The world is just so much smaller when we live only within our own neuroses – people will say, “You MUST do this” or “You MUST be that” when the truth is…the real “musts” are the things we FORGET to do, such as spending time with people we love (and really LOVING them), waking up early to watch a beautiful sunrise, and kicking back on a lazy evening with some Oscar Wilde and hot chocolate (although he might go better with eggnog). And maybe even all of these are only part of the point. The true point, I think, is to be complete. To be curious, and to do things and be around people that make us feel meaningful, that make us feel right in our own skin. And accomplishing this, I submit, is the real endeavor of a lifetime.
To your point about people changing, I would say that’s one of the most difficult – and sometimes heartbreaking – realities to accept. The idea that certain things – especially moments we share with people that make us completely happy – may not last forever is just such a sad concept. It works against our human desire to hold on to the good. You are very perceptive and wise to consider simply accepting people for who they are, even if it’s different from who they have been, because everyone does change.
But here’s the good news, as far as I can tell: You can grow and change together. If you really care about someone, and they really care about you, there’s every reason to try bridging changes in outlook and geography. My best friend from college and I went from being roommates – that is, literally living five feet from one another – to living at opposite ends of the country. We’ve gone from the naïveté of our undergrad years to a more world-weary perspective on life as we move around in the workforce and adult world. Yet the beauty of being friends with someone I’ve known for so long is that we both understand each other almost wordlessly. We’re definitely different than we were in college, but we’re also strangely the same. Somehow, being in each others’ lives has kept us rooted to the fundamental things that make us who we are. She reminds me of who I was when I was eighteen, and that’s kind of a cool thing to be able to look back on. At 25, I’m not old (yet), but growing older does make us want to remember the people and times that made us young. It’s not about being youthful so much as it is about feeling like anything is possible. You may not understand this until later (it didn’t really hit me until last year).

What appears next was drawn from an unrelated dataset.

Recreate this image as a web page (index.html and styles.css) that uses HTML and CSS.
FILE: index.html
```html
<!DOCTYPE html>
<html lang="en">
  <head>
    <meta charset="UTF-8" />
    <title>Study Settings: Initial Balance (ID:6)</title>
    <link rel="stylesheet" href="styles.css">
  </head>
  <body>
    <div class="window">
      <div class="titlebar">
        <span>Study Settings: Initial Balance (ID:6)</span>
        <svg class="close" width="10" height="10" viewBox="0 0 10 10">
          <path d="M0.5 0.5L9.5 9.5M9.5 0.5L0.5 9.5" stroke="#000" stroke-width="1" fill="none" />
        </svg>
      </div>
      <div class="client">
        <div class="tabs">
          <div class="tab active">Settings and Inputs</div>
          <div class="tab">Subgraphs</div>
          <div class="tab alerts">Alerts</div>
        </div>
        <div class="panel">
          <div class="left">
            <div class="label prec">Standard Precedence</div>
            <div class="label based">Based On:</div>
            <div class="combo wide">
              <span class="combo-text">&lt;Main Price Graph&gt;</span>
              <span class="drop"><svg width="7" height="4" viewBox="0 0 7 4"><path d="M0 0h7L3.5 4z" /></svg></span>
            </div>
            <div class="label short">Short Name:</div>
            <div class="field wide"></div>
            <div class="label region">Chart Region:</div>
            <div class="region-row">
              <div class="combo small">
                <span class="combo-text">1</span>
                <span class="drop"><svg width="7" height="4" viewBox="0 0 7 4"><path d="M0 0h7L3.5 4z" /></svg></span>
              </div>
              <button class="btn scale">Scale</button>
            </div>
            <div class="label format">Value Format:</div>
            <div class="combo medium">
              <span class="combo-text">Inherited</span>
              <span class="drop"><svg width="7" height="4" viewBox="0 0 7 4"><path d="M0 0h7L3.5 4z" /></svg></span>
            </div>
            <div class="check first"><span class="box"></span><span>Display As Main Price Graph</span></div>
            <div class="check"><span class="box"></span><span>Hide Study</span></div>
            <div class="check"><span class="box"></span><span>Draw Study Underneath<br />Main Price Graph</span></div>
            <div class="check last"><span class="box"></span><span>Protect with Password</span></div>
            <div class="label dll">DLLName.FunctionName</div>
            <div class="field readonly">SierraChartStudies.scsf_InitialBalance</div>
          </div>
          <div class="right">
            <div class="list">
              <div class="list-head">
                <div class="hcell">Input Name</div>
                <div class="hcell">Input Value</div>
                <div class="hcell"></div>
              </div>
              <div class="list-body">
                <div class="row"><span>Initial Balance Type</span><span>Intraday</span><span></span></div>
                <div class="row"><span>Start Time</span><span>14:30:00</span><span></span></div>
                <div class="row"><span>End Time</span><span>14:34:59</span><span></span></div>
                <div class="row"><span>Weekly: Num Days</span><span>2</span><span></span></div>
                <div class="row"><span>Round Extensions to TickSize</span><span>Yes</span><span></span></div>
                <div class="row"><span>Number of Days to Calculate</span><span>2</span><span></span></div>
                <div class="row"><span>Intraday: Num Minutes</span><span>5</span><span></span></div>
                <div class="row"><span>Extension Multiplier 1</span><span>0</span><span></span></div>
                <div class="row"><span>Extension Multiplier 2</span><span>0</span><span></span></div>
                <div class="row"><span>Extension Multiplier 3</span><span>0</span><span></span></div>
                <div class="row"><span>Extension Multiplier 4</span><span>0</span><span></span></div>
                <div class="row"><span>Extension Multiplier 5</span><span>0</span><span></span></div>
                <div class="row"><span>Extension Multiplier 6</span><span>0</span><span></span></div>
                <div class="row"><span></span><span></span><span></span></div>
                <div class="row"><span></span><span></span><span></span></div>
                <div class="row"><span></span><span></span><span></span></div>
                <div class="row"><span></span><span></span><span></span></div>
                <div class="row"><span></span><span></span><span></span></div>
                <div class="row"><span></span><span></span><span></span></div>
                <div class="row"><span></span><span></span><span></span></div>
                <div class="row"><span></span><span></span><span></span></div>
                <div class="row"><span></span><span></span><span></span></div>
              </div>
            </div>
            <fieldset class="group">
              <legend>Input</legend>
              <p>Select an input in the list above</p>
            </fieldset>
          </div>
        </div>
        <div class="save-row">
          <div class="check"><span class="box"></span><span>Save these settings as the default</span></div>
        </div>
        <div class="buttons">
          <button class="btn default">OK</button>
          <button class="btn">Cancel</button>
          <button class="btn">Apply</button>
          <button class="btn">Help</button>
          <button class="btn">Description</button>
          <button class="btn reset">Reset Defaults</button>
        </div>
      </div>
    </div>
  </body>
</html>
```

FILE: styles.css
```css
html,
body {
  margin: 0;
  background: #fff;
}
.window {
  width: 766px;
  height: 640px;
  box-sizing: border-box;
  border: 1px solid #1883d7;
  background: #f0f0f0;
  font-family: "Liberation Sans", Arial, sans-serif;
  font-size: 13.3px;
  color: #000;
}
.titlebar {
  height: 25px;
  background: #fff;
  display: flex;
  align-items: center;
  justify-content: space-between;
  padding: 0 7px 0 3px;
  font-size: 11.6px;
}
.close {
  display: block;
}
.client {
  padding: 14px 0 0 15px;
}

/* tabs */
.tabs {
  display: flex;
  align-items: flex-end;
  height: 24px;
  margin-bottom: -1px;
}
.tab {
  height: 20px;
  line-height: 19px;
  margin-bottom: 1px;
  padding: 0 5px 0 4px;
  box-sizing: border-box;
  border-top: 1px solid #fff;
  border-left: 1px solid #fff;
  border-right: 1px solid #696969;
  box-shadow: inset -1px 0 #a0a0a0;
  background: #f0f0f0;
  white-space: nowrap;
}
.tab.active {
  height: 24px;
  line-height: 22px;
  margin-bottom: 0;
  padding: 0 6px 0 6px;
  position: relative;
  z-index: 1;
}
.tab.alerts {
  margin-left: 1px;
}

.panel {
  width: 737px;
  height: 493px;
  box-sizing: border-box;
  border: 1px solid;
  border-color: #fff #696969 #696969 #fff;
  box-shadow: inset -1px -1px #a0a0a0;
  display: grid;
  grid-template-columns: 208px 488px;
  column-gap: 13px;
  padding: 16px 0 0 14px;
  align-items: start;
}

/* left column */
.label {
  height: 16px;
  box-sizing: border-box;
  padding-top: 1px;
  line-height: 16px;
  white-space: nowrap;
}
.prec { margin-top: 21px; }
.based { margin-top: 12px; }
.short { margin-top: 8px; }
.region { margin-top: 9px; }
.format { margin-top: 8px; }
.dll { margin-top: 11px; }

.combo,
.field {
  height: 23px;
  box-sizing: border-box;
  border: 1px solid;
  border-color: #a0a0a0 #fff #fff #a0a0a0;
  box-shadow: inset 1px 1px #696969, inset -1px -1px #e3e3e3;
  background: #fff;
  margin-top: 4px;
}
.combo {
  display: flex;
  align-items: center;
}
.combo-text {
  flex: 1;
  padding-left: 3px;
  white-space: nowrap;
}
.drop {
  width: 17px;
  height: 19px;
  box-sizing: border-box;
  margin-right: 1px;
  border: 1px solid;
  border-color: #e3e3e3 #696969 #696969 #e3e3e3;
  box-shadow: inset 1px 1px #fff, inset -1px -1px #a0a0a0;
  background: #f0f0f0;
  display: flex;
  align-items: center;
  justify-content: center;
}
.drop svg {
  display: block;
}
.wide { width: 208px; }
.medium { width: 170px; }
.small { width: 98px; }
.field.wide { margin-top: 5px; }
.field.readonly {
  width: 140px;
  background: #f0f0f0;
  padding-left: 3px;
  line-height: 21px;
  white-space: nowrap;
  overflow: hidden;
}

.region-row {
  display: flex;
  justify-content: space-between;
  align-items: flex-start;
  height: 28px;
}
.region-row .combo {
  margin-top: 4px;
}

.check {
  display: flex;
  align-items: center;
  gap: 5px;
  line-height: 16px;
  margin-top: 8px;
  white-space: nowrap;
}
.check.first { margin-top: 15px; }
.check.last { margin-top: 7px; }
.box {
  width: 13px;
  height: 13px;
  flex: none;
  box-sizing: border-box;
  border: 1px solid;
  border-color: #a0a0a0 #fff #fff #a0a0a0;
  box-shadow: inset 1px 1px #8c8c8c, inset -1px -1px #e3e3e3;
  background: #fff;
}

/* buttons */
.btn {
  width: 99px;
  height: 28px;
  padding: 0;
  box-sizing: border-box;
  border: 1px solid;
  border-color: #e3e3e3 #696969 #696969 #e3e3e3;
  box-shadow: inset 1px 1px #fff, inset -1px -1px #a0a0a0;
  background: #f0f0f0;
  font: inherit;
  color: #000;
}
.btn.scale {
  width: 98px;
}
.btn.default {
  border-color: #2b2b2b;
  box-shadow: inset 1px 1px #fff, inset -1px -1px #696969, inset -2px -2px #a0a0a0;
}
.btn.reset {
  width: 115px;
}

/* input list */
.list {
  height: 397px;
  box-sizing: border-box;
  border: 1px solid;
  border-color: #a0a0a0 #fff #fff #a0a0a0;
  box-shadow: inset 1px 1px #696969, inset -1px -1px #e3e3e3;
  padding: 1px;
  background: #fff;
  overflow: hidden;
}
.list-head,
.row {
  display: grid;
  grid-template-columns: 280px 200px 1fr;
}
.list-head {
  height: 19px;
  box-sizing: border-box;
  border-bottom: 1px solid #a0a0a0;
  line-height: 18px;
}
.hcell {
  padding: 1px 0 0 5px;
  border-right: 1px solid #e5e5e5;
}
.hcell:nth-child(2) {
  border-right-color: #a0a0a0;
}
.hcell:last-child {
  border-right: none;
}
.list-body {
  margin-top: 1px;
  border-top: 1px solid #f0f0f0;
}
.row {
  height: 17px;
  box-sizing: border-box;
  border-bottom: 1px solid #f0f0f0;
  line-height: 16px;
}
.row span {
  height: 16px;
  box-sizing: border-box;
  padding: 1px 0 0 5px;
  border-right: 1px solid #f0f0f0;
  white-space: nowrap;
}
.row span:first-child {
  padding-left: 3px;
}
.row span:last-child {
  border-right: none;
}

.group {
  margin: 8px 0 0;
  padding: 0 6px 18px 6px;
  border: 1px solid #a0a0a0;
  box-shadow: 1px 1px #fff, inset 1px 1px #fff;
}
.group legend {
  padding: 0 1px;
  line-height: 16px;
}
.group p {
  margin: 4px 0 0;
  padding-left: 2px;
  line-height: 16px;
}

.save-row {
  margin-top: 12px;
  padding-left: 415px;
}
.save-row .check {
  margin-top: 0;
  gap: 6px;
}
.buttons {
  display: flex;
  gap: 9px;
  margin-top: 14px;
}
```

KAREN: Change is a wonderful and terrible thing, in the deepest sense of both words. It can never be all “good” or “bad,” but maybe it’s better that way. These differences startle me out of the catatonic state that I so easy to settle into — a place where routines are perfect, and it isn’t necessary to dig deeper under the meaning of everything. While hard to adjust to, the only conclusion I can see (in the present situation) is that for people like me, whose lives are defined by the things that will remain constant, such as the smell of a bookstore or walking the same way to class everyday, change is a wonderful event. Painful, but only in the way that opening your eyes after laying out in the sun for a long period of time.
As much as I feel like I know what you are saying about it not being about age, but that feeling of knowing anything is possible, I know that one day it will hit me that there was something that I was missing when I first heard you say that. So for now, I’ll keep it in mind to enjoy all the little decisions I make that are based on that same feeling, on a smaller scale.

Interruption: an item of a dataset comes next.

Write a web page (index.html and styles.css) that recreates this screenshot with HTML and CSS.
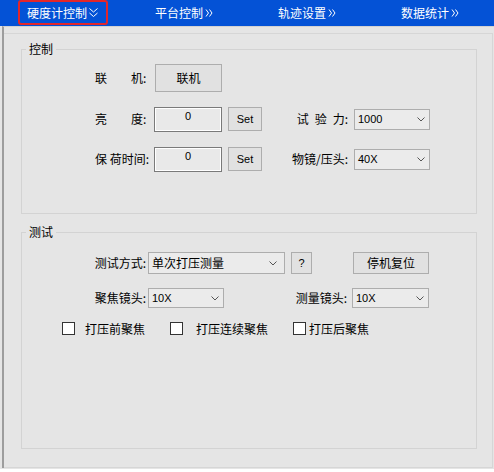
FILE: index.html
```html
<!DOCTYPE html>
<html lang="zh-CN">
<head>
<meta charset="utf-8">
<title>硬度计控制</title>
<link rel="stylesheet" href="styles.css">
</head>
<body>
<div class="app">
  <nav class="tabs">
    <div class="tab tab-active">硬度计控制<svg class="chev chev-down" width="11" height="11" viewBox="0 0 11 11"><path d="M1.5 1.5 L5.5 5 L9.5 1.5 M1.5 6 L5.5 9.5 L9.5 6" /></svg></div>
    <div class="tab">平台控制<svg class="chev chev-right" width="8" height="10" viewBox="0 0 8 10"><path d="M1 1.5 L3.5 5 L1 8.5 M4.5 1.5 L7 5 L4.5 8.5" /></svg></div>
    <div class="tab">轨迹设置<svg class="chev chev-right" width="8" height="10" viewBox="0 0 8 10"><path d="M1 1.5 L3.5 5 L1 8.5 M4.5 1.5 L7 5 L4.5 8.5" /></svg></div>
    <div class="tab">数据统计<svg class="chev chev-right" width="8" height="10" viewBox="0 0 8 10"><path d="M1 1.5 L3.5 5 L1 8.5 M4.5 1.5 L7 5 L4.5 8.5" /></svg></div>
  </nav>

  <div class="panel">
    <div class="panel-inner">
      <fieldset class="group group-control">
        <legend>控制</legend>
        <div class="control-grid">
          <span class="lbl row-start">联　　机:</span>
          <button class="btn btn-connect">联机</button>

          <span class="lbl row-start">亮　　度:</span>
          <input class="num" type="text" value="0">
          <button class="btn btn-set">Set</button>
          <span class="lbl lbl-right">试&ensp;验&ensp;力:</span>
          <div class="combo combo-sm"><span>1000</span><svg class="arrow" width="8" height="5" viewBox="0 0 8 5"><path d="M0.5 0.5 L4 4 L7.5 0.5" /></svg></div>

          <span class="lbl row-start">保 荷时间:</span>
          <input class="num" type="text" value="0">
          <button class="btn btn-set">Set</button>
          <span class="lbl lbl-right">物镜/压头:</span>
          <div class="combo combo-sm"><span>40X</span><svg class="arrow" width="8" height="5" viewBox="0 0 8 5"><path d="M0.5 0.5 L4 4 L7.5 0.5" /></svg></div>
        </div>
      </fieldset>

      <fieldset class="group group-test">
        <legend>测试</legend>
        <div class="test-body">
          <div class="row row-mode">
            <span class="lbl lbl-test">测试方式:</span>
            <div class="combo combo-mode"><span class="cjk">单次打压测量</span><svg class="arrow" width="8" height="5" viewBox="0 0 8 5"><path d="M0.5 0.5 L4 4 L7.5 0.5" /></svg></div>
            <button class="btn btn-help">?</button>
            <button class="btn btn-reset">停机复位</button>
          </div>
          <div class="row row-lens">
            <span class="lbl lbl-test">聚焦镜头:</span>
            <div class="combo combo-lens"><span>10X</span><svg class="arrow" width="8" height="5" viewBox="0 0 8 5"><path d="M0.5 0.5 L4 4 L7.5 0.5" /></svg></div>
            <span class="lbl lbl-measure">测量镜头:</span>
            <div class="combo combo-measure"><span>10X</span><svg class="arrow" width="8" height="5" viewBox="0 0 8 5"><path d="M0.5 0.5 L4 4 L7.5 0.5" /></svg></div>
          </div>
          <div class="row row-checks">
            <label class="check check-pre"><input type="checkbox"><span class="check-text">打压前聚焦</span></label>
            <label class="check check-cont"><input type="checkbox"><span class="check-text">打压连续聚焦</span></label>
            <label class="check check-post"><input type="checkbox"><span class="check-text">打压后聚焦</span></label>
          </div>
        </div>
      </fieldset>
    </div>
  </div>
</div>
</body>
</html>
```

FILE: styles.css
```css
* {
  box-sizing: border-box;
}

html, body {
  margin: 0;
  padding: 0;
}

body {
  width: 494px;
  height: 472px;
  background: #ffffff;
  font-family: "Noto Sans CJK SC", "Noto Sans", sans-serif;
  font-size: 12px;
  color: #000;
  overflow: hidden;
}

.app {
  height: 469px;
  background: #e5e5e5;
  display: flex;
  flex-direction: column;
}

/* top navigation bar */
.tabs {
  height: 26px;
  flex: none;
  background: #0452d6;
  display: flex;
  padding-left: 18px;
  overflow: hidden;
}

.tab {
  flex: none;
  width: 123px;
  height: 26px;
  display: flex;
  align-items: center;
  color: #fff;
  font-size: 12px;
  line-height: 1;
  white-space: nowrap;
}

.tab-active {
  width: 90px;
  height: 25px;
  margin-right: 47px;
  padding-left: 7px;
  border: 2px solid #e3262a;
  border-radius: 3px;
}

.chev {
  fill: none;
  stroke: #fff;
  stroke-width: 1;
  margin-left: 1px;
}

.chev-right {
  margin-left: 2px;
}

/* main panel */
.panel {
  flex: 1;
  display: flex;
  flex-direction: column;
  margin: 0 0 1px 2px;
  border-left: 2px solid #9d9d9d;
  border-top: 1px solid #d2d2d2;
}

.panel-inner {
  flex: 1;
  margin-top: 6px;
  margin-right: 1px;
  border-top: 1px solid #d6d6d6;
  border-right: 1px solid #d6d6d6;
  border-bottom: 1px solid #d6d6d6;
  padding-top: 8px;
}

.group {
  margin: 0 15px 0 17px;
  padding: 0;
  border: 1px solid #d3d3d3;
  min-width: 0;
}

.group legend {
  margin-left: 4px;
  padding: 0 3px;
  font-size: 12px;
  line-height: 14px;
  height: 14px;
}

.group-test {
  margin-top: 11px;
}

/* control section */
.control-grid {
  display: grid;
  grid-template-columns: 54px 67px 33px 81px 76px;
  grid-template-rows: 28px 26px 26px;
  column-gap: 6px;
  row-gap: 14px;
  align-items: center;
  margin-left: 73px;
  padding-top: 8px;
  height: 157px;
  align-content: start;
}

.row-start {
  grid-column: 1;
}

.lbl {
  white-space: nowrap;
  line-height: 14px;
}

.lbl-right {
  text-align: right;
}

.btn {
  font-family: "Noto Sans CJK SC", sans-serif;
  font-size: 12px;
  color: #000;
  background: #e1e1e1;
  border: 1px solid #adadad;
  padding: 0;
  line-height: 1;
}

.btn-connect {
  width: 67px;
  height: 28px;
}

.btn-set {
  width: 34px;
  height: 24px;
  font-family: "Liberation Sans", Arial, sans-serif;
  font-size: 11px;
}

.num {
  width: 68px;
  height: 25px;
  margin-left: -1px;
  border: 1px solid #7a7a7a;
  box-shadow: inset 1px 1px 0 #ffffff, inset -1px -1px 0 #ffffff;
  background: #e9e9e9;
  text-align: center;
  font-family: "Liberation Sans", Arial, sans-serif;
  font-size: 11px;
  padding: 0 0 7px;
  color: #000;
  outline: none;
}

.combo {
  display: flex;
  align-items: center;
  justify-content: space-between;
  height: 21px;
  background: #ebebeb;
  border: 1px solid #adadad;
  padding: 0 4px 0 3px;
  font-family: "Liberation Sans", Arial, sans-serif;
  font-size: 11px;
  line-height: 1;
}

.combo .cjk {
  font-family: "Noto Sans CJK SC", sans-serif;
  font-size: 12px;
}

.arrow {
  fill: none;
  stroke: #555;
  stroke-width: 1;
}

/* test section */
.test-body {
  height: 209px;
  padding-top: 13px;
}

.row {
  display: flex;
  align-items: center;
}

.row-mode {
  height: 22px;
}

.lbl-test {
  width: 58px;
  margin-left: 66px;
  text-align: right;
}

.combo-mode {
  width: 137px;
  height: 22px;
  margin-left: 2px;
  padding-right: 7px;
}

.btn-help {
  width: 21px;
  height: 22px;
  margin-left: 6px;
  font-family: "Liberation Sans", Arial, sans-serif;
  font-size: 11px;
}

.btn-reset {
  width: 76px;
  height: 22px;
  margin-left: 41px;
}

.row-lens {
  height: 20px;
  margin-top: 14px;
}

.combo-lens {
  width: 76px;
  height: 20px;
  margin-left: 2px;
}

.lbl-measure {
  width: 123px;
  text-align: right;
}

.combo-measure {
  width: 77px;
  height: 20px;
  margin-left: 5px;
}

.row-checks {
  height: 14px;
  margin-top: 13px;
}

.check {
  display: flex;
  align-items: center;
}

.check input {
  appearance: none;
  -webkit-appearance: none;
  width: 13px;
  height: 13px;
  margin: 0;
  background: #ffffff;
  border: 1px solid #333333;
}

.check-pre {
  margin-left: 40px;
}

.check-pre .check-text {
  margin-left: 10px;
}

.check-cont {
  margin-left: 25px;
}

.check-cont .check-text {
  margin-left: 13px;
}

.check-post {
  margin-left: 25px;
}

.check-post .check-text {
  margin-left: 3px;
}
```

Friends are one of the great equalizers in life, it’s true. It is so amazing that you have kept up with your friend for so long — so many relationships fizzle out without the immediate sense of the other person being there, too.
ME: In a fantastic film called “The Truman Show” (starring Jim Carrey), a character says the following in response to a question about why Truman, the titular character played by Carrey, isn’t aware that his entire life has been a long-running television series:
“We accept the reality of the world with which we are presented. It’s as simple as that.”
By this, he of course means we don’t often step outside the realities that society constructs for us to question why things are the way they are, to desire to change the world, to (for instance) wonder if there’s something woefully incomplete about living a life that constricts our imagination. This is less of a problem when we are younger than when we become older, entrenched in responsibilities that override our capacity to dream and to be creative. There is something about being young that makes time and possibility stretch out in a vast and boundless landscape ahead. Hours and days tick by slowly, and the idea of living seventy, eighty more years seems like immortality in the context of our limitless youth.
The feeling is universal, but it unfortunately does fade. We do all eventually reach a point where months and years roll by rapidly, where we find ourselves blinking and missing a joke, a gesture, a conversation and maybe even an entire relationship. We wonder what happened to the places we’ve been and the places we want to go, and when those fantasies of living artistically while spinning on our last dime got replaced by a steady job and quiet routine. Age comes out of nowhere and surprises us with its practicality. When I moved to Phoenix, I traded up for a queen-sized bed and my own place, and while that was a cool adult rite-of-passage, I couldn’t help but feel a twinge of nostalgia for the days when a bunk bed, a broken futon, or even the floor shared in a tiny space with two other snoring friends made me the happiest person alive.
And so I think about simplifying. All this isn’t to say that we shouldn’t have our dream house or buy a comfortable bed-set or purchase the fantasy car that eats up the road along with everyone else’s share of gas (well, the last one might be a bad idea). But this is to say that it should be okay to not have those things, too. And that’s what I mean about youth. That it carries simple priorities, such as (but not limited to) traveling the world and writing the world’s “best” novel and spending time with people who bring us happiness. As the embers of possibility fade, we tend to go for objects within reach, forgetting that once upon a time, when EVERYTHING seemed within reach, we wanted simpler – and I would argue – more meaningful things.
I suppose this is why I find it so important to have old friends in my life. To be reminded that I can still be that person who writes poetry sitting atop a rickety bunk bed in the center of a closet-sized room, balancing watery hot chocolate (Nestle’s finest) on one knee and a plate of half-frozen burritos on the other, if only because that’s exactly what I want to do.